An Algorithm for the Euclidean Bounded Multiple Traveling Salesman Problem
Víctor Pacheco-Valencia, Nodari Vakhania
TL;DR
This work addresses the Euclidean Bounded MTSP by introducing the Partition-Construction-Improvement (PCI) three-phase heuristic. PCI partitions the city set into $k$ feasible subsets, constructs initial tours via a fast Euclidean TSP solver, and then improves the solution through sub-tour relocation, vertex relocation, and swaps, with a worst-case complexity of $O(k^2 n^4)$. Empirically, PCI delivers substantial gains on 22 benchmark instances (19 BKS improvements, including the 12 largest) and outperforms a general ILP solver on 168 new instances in most cases, while remaining orders of magnitude faster.
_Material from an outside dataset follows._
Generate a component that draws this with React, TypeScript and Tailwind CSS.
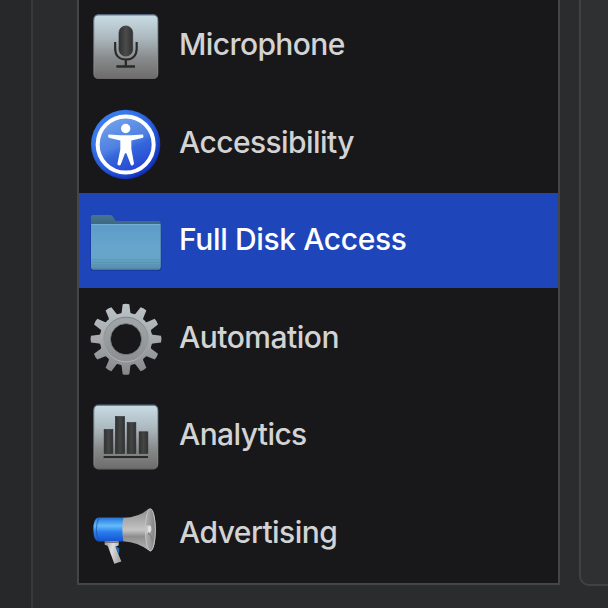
import type { ReactNode } from "react";

function Icon({ top, children }: { top: number; children: ReactNode }) {
  return (
    <svg className="h-[97.5px] w-[100px] shrink-0" viewBox={`0 ${top} 300 292.5`} fill="none" aria-hidden="true">
      {children}
    </svg>
  );
}

function Plate({ id }: { id: string }) {
  return (
    <>
      <defs>
        <linearGradient id={id} x1="0" y1="0" x2="0" y2="1">
          <stop offset="0" stopColor="#c9dce5" />
          <stop offset="0.35" stopColor="#adbac0" />
          <stop offset="0.7" stopColor="#868889" />
          <stop offset="1" stopColor="#6e6c6b" />
        </linearGradient>
        <linearGradient id={`${id}Edge`} x1="0" y1="0" x2="0" y2="1">
          <stop offset="0" stopColor="#5d7188" />
          <stop offset="0.1" stopColor="#93a5b1" />
          <stop offset="0.9" stopColor="#858585" />
          <stop offset="1" stopColor="#686868" />
        </linearGradient>
      </defs>
      <rect x="42" y="44.5" width="191" height="191" rx="13" fill={`url(#${id})`} stroke={`url(#${id}Edge)`} strokeWidth="3.5" />
    </>
  );
}

function MicrophoneIcon() {
  return (
    <Icon top={-6}>
      <Plate id="micPlate" />
      <defs>
        <linearGradient id="mic" x1="0" y1="0" x2="1" y2="0">
          <stop offset="0" stopColor="#303131" />
          <stop offset="0.5" stopColor="#4b4b4b" />
          <stop offset="1" stopColor="#303131" />
        </linearGradient>
      </defs>
      <rect x="117" y="78" width="41" height="90" rx="20" fill="url(#mic)" stroke="#303131" strokeWidth="2" />
      <path d="M105.500 126V146C105.500 168 119 178.500 137.500 178.500S170 168 170 146V126" stroke="#292a2b" strokeWidth="6.500" />
      <path d="M137.500 178V198M109 199.500H165" stroke="#292a2b" strokeWidth="7" />
    </Icon>
  );
}

function AccessibilityIcon() {
  return (
    <Icon top={2.5}>
      <defs>
        <radialGradient id="axRim" cx="0.42" cy="0.4" r="0.62">
          <stop offset="0.6" stopColor="#397bea" />
          <stop offset="0.82" stopColor="#2456d8" />
          <stop offset="1" stopColor="#102bb0" />
        </radialGradient>
        <linearGradient id="axFace" x1="0.2" y1="0" x2="0.65" y2="1">
          <stop offset="0" stopColor="#77a5ea" />
          <stop offset="0.5" stopColor="#4d80e2" />
          <stop offset="0.62" stopColor="#3567da" />
          <stop offset="1" stopColor="#2344d3" />
        </linearGradient>
      </defs>
      <circle cx="137" cy="148" r="104" fill="url(#axRim)" />
      <circle cx="137" cy="148" r="84" fill="url(#axFace)" stroke="#fff" strokeWidth="12" />
      <circle cx="137" cy="100" r="14" fill="#fff" />
      <path d="M86 118L121 120H153L188 118Q193 122 189 128L154 136V161L162 205Q160 213 153 210L139 174H135L122 209Q117 214 112 207L121 162V136L86 128Q82 122 86 118Z" fill="#fff" />
    </Icon>
  );
}

function FolderIcon() {
  return (
    <Icon top={3}>
      <defs>
        <linearGradient id="folderBack" x1="0" y1="0" x2="0" y2="1">
          <stop offset="0" stopColor="#46758d" />
          <stop offset="0.2" stopColor="#3c677f" />
          <stop offset="1" stopColor="#3c677f" />
        </linearGradient>
        <linearGradient id="folderFront" x1="0" y1="0" x2="0" y2="1">
          <stop offset="0" stopColor="#5c9cc8" />
          <stop offset="0.5" stopColor="#66a6cc" />
          <stop offset="0.78" stopColor="#66a5c7" />
          <stop offset="1" stopColor="#568da9" />
        </linearGradient>
      </defs>
      <rect x="31" y="92" width="213" height="145" rx="8" fill="#1838a0" />
      <path d="M33 74Q33 69 38 69H92Q96 69 99 74L105 84Q107 87 112 87H235Q242 87 242 94V225H33Z" fill="url(#folderBack)" />
      <path d="M33 97H242V225Q242 233 234 233H41Q33 233 33 225Z" fill="url(#folderFront)" />
      <path d="M34 98H241" stroke="#7bb5d7" strokeWidth="3" />
      <path d="M34 203H241M34 211H241M34 219H241" stroke="#5591ad" strokeWidth="2" />
      <path d="M38 231H237" stroke="#437e9c" strokeWidth="3" />
    </Icon>
  );
}

const teeth = [0, 30, 60, 90, 120, 150, 180, 210, 240, 270, 300, 330];

function GearIcon() {
  return (
    <Icon top={1.5}>
      <defs>
        <linearGradient id="gear" gradientUnits="userSpaceOnUse" x1="0" y1="40" x2="0" y2="252">
          <stop offset="0" stopColor="#bbc4c9" />
          <stop offset="0.45" stopColor="#a9adaf" />
          <stop offset="1" stopColor="#868788" />
        </linearGradient>
        <linearGradient id="gearRing" x1="0" y1="0" x2="0" y2="1">
          <stop offset="0" stopColor="#7a8186" />
          <stop offset="1" stopColor="#b2b3b4" />
        </linearGradient>
        <mask id="gearMask">
          {teeth.map((angle) => (
            <path key={angle} d="M120 73Q124 70 125 65L128 41Q138 38 148 41L151 65Q152 70 156 73Z" fill="#fff" transform={`rotate(${angle} 138 146)`} />
          ))}
          <circle cx="138" cy="146" r="79" fill="#fff" />
          <circle cx="138" cy="146" r="46" fill="#000" />
        </mask>
      </defs>
      <rect x="25" y="35" width="230" height="222" fill="url(#gear)" mask="url(#gearMask)" />
      <circle cx="138" cy="147" r="67" stroke="url(#gearRing)" strokeWidth="3" />
      <circle cx="138" cy="146" r="57" stroke="#838789" strokeOpacity="0.4" strokeWidth="17" />
      <circle cx="138" cy="146" r="47" stroke="#747879" strokeWidth="3" />
    </Icon>
  );
}

function AnalyticsIcon() {
  return (
    <Icon top={-7}>
      <Plate id="chartPlate" />
      <defs>
        <linearGradient id="bars" x1="0" y1="0" x2="1" y2="0">
          <stop offset="0" stopColor="#303132" />
          <stop offset="0.5" stopColor="#444545" />
          <stop offset="1" stopColor="#303132" />
        </linearGradient>
      </defs>
      <g fill="url(#bars)" stroke="#2b2c2d" strokeWidth="2">
        <rect x="72.500" y="118" width="26" height="71" />
        <rect x="106.500" y="79" width="27" height="110" />
        <rect x="141.500" y="97" width="26" height="92" />
        <rect x="177.500" y="124.500" width="26" height="64.500" />
      </g>
      <path d="M71 200.500H204" stroke="#292929" strokeWidth="7" />
      <path d="M71 205.500H204" stroke="#9a9a9a" strokeWidth="1.500" />
    </Icon>
  );
}

function MegaphoneIcon() {
  return (
    <Icon top={-13.5}>
      <defs>
        <linearGradient id="hornBlue" x1="0" y1="0" x2="0" y2="1">
          <stop offset="0" stopColor="#256dca" />
          <stop offset="0.13" stopColor="#3b91eb" />
          <stop offset="0.35" stopColor="#65bcf8" />
          <stop offset="0.6" stopColor="#287eee" />
          <stop offset="1" stopColor="#1552d2" />
        </linearGradient>
        <linearGradient id="hornGrey" x1="0" y1="0" x2="0" y2="1">
          <stop offset="0" stopColor="#8d8d8d" />
          <stop offset="0.32" stopColor="#b0b0b0" />
          <stop offset="0.5" stopColor="#c4c4c4" />
          <stop offset="0.65" stopColor="#8e8e8e" />
          <stop offset="1" stopColor="#bababa" />
        </linearGradient>
        <linearGradient id="bell" x1="0" y1="0" x2="1" y2="0">
          <stop offset="0" stopColor="#b0b0b0" />
          <stop offset="0.5" stopColor="#9b9b9b" />
          <stop offset="1" stopColor="#808080" />
        </linearGradient>
        <linearGradient id="grip" x1="0" y1="0" x2="1" y2="0.3">
          <stop offset="0" stopColor="#929292" />
          <stop offset="0.5" stopColor="#dedede" />
          <stop offset="1" stopColor="#aaaaaa" />
        </linearGradient>
      </defs>
      <path d="M104 164L118 174L117 191Z" fill="#246bc4" />
      <path d="M74 151H116V165L106 168L124 213L103 220L83 166L74 163Z" fill="url(#grip)" />
      <path d="M75 156H115" stroke="#777" strokeWidth="3" />
      <path d="M54 81H131V153H54Q40 149 40 117T54 81Z" fill="url(#hornBlue)" />
      <path d="M57 82Q49 98 49 117T57 152" stroke="#164b9b" strokeWidth="2" />
      <path d="M130 82Q175 82 207 54Q227 60 227 118T211 183Q175 154 130 152Q124 117 130 82Z" fill="url(#hornGrey)" />
      <ellipse cx="211" cy="118" rx="15" ry="63" fill="url(#bell)" stroke="#c4c4c4" strokeWidth="3" />
      <path d="M199 105H209Q216 117 209 129H199Z" fill="#ccc" />
      <ellipse cx="209" cy="115" rx="5" ry="10" fill="#e1e1e1" />
      <path d="M204 127Q214 133 217 151" stroke="#858585" strokeWidth="4" />
    </Icon>
  );
}

const items = [
  { label: "Microphone", icon: <MicrophoneIcon />, tracking: "tracking-[-0.6px]" },
  { label: "Accessibility", icon: <AccessibilityIcon />, tracking: "tracking-[-0.58px]" },
  { label: "Full Disk Access", icon: <FolderIcon />, tracking: "tracking-[-0.38px]", selected: true },
  { label: "Automation", icon: <GearIcon />, tracking: "tracking-[-0.5px]" },
  { label: "Analytics", icon: <AnalyticsIcon />, tracking: "tracking-[-0.6px]" },
  { label: "Advertising", icon: <MegaphoneIcon />, tracking: "tracking-[-0.55px]" },
];

export default function App() {
  return (
    <div className="flex h-[608px] w-[608px] overflow-hidden bg-[#2b2c2d] font-['Inter',sans-serif]">
      <aside className="w-[33px] shrink-0 border-r-2 border-[#38393a] bg-[#272829]" />
      <main className="ml-[44px] h-[585px] w-[483px] shrink-0 overflow-hidden border-x-2 border-b-2 border-[#444546] bg-[#18181a]">
        <ul className="-mt-[2px]">
          {items.map(({ label, icon, tracking, selected }) => (
            <li key={label} className="h-[97.5px]">
              <div className={`flex h-[95px] pl-px ${selected ? "bg-[#1e45b9] text-white" : "text-[#d3d3d4]"}`}>
                {icon}
                <span className={`-ml-px mt-[27px] whitespace-nowrap text-[30px] leading-[38px] font-[450] ${tracking}`}>{label}</span>
              </div>
            </li>
          ))}
        </ul>
      </main>
      <section className="-mr-4 ml-[19px] h-[586px] w-12 shrink-0 rounded-bl-[10px] border-b-2 border-l-2 border-[#414243] bg-[#2f3032]" />
    </div>
  );
}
The results demonstrate practical effectiveness for large-scale BMTSP with realistic fleet sizes, and the authors publicly share the instances and code to facilitate further research and benchmarking.
Abstract
In the Bounded Multiple Traveling Salesman Problem (BMTSP), a tour for each salesman, that starts and ends at the depot and that respects the bounds on the number of cities that a feasible salesman tour should satisfy, is to be constructed. The objective is to minimize the total length of all tours. Already Euclidean traveling salesman problem is NP-hard. We propose a 3-Phase heuristic algorithm for the Euclidean BMTSP. We tested the algorithm for the 22 benchmark instances and 168 new problem instances that we created. We report 19 best known solutions for the 22 benchmark instances including the 12 largest ones. For the newly created instances, we compared the performance of our algorithm with that of an ILP-solver CPLEX, which was able to construct a feasible solution for 71% of the instances within the time limit of two hours imposed by us. For about 10% of the smallest new instances, CPLEX delivered slightly better solutions, where our algorithm took less than 180 seconds for the largest of these instances. For the remaining 61% of the instances solved by CPLEX, the solutions by our heuristic were, on average, about 21.5% better than those obtained by CPLEX.